With respect to PUT and POST and their semantics, please see my post: http://www.ebpml.org/blog/213.htm
There is nothing new here. Either you CRUD (which I hope we agree is very bad in terms of coupling) or we encode traditional actions into PUT and POST statements, yet again with an infinite number of URIs.

If you want to see how different REST is from SOAP, please see this other post: http://www.ebpml.org/blog/214.htm
I have highlighted in yellow and green how different the developer experience is with SOAP and REST. :-) Sooo different... You can also see that there is not a single REST framework where the implementation is decoupled from the implementation (as you seem to imply). The URI is bolted onto the object method without the loose coupling provided by a mediation pattern (as supported by traditional and federated ESBs).

The sad reality, is that REST brings nothing new, nothing new at all. I can appreciate with Amazon, Google, Yahoo... are using it for scalable, small footprint, slow changing APIs. But for IT, REST is a disaster of cataclysmic proportion.

In the end, I have no vendor ties, I am not emotionally attached to any standard. I am just an observer of the terrible waste created by these stupid wars where no one wins. We should only speak abstractly about architecture principles and let people choose the best way to implement them for their solution and their context.

In the end there are no silver bullet and if people were to think at the abstract level instead of the technology level, we will all win and we would have an objective way to discuss where principles apply and why one is better than another.

Ganesh Prasad said...

JJ,

There are many points here, but let's start with the basics.

You make this point ever so often, but I have still not understood what you mean by "coupling identity and access".

Could you please provide a simple example?

Regards,
Ganesh

Integral ):( Reporting said...

Ganesh:

sorry, I was in meetings all day. This is actually quite easy to understand.

REST was invented for the Web of pages. Tim Berners Lee set the foundation in 1989.

URIs are both "uniform" and "unique". I know U is for uniform, but a web page's "location" is unique. You can't have two pages at the same spot. You could have the "same" page at two different URLs, but logically, they are also two different instances even though they look the same. Uniform is super important of course because no one could imagine a Web where you would have to remember how to go to a page. The Web started there, URIs, pages and links. HTTP was kind of formalized on that foundation.

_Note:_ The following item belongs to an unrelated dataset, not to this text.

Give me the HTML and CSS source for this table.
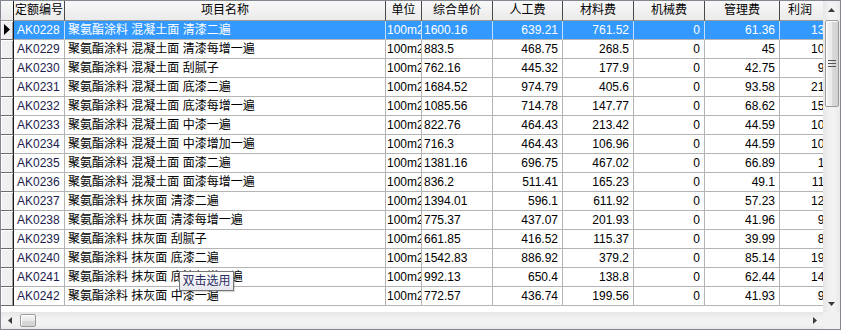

Of course, very quickly (NeXT's WebObjects was the first dynamic HTML framework and I saw it demoed by Steve Jobs at the Moscone center in 1995), very quickly people understood that the Web could do more than pages, data became the name of the game, dynamic HTML was the weapon you could use to kill competition. Imagine Amazon without Dynamic HTML? yet, that's were every one started, Yahoo? Google? ... nothing we see today would be possible without dynamic HTML, yet, REST was built on a completely different foundation.

The problem when you have data instead of a Web page is that Data needs two things: an identity, like a page, a key of some sort and of course it needs "access" because I don't really just get a page of data, I slide it and dice it different ways and data has relationships. So people started to invent all kinds of URI syntaxes to bake in "access semantics". When you say GET /customers?age>35 you are actually "accessing' data, this URI is not an Identity. Sure enough, the RESTafarians said, easy, there is something that is called a Resource which representation is all the customers older than 35, but this is not solving the problem of the coupling between Access and identity. Access changes, identity never changes. In the case of a Web page, Access never changes: GET, PUT, DELETE is all you do to a Web page. Acces is actually uniform. In the case of Data, business rules changes. Let's assume I can PUT customer data and all the sudden I come up with a new business rule. Physically, my "access" has now two URIs:
PUT /customers/v1/1234 and PUT/customers/v2/1234
but the identity is still /customers/1234.

This is the problem of coupling Access with Identity. Telling people that you GET X, then you PUT X or DELETE X is simply a fallacy. With data, this is simply not true. I am not to defend WS/SOAP, remember, I created WSPER - Web Service Process Event Resource to show that the solutions lies well above REST or SOAP), in WS/SOAP you don't have a uniform identity :-) you create your own identity scheme, that's not good, uniform identity is good, however, you have the ability to associate two endpoints to two different sets of business rules. So neither REST nor WS/SOAP works.

But in the end, I am sorry, the programming model associated to REST, simply does not work. REST is not a programming model: this coupling between Access and Identity is a terrible flaw. I can sure bake in some programming semantics in a URI syntax, but it is vastly incomplete. This is why people like Microsoft created OData. They realize that really all you can do in a general way is CRUD data, just like you CRUD web pages. The v1 and v2 business logic is above the REST interface in that case. I hope that we agree that this is bad. The business logic that is reusable at the resource level is precisely the resource lifecycle (http://www.ebpml.org/blog/30.htm) and OData assumes that business logic is above, in the consumer, implemented in a non RESTful way.

Hope this is clearer.

JJ-

Ganesh Prasad said...

JJ,

There are a few concepts we're dealing with here, and we need to take them up separately. I'll deal with one of them in my next post - your belief that REST is nothing but Distributed Objects.

Regards,
Ganesh

Integral ):( Reporting said...

Yes, this is a key concept too. REST is seen by many (such as Steve Vinoski, Bill Burke or Stefan Tilkov) as "CORBA done right".

JJ-

Tiago Silveira said...

... and then there's debugging.

going through pages of opaque URLs in logs can be tough.

But yes, even if humans make assumptions about what URLs refer to and relationships between two identifiers, machines shouldn't.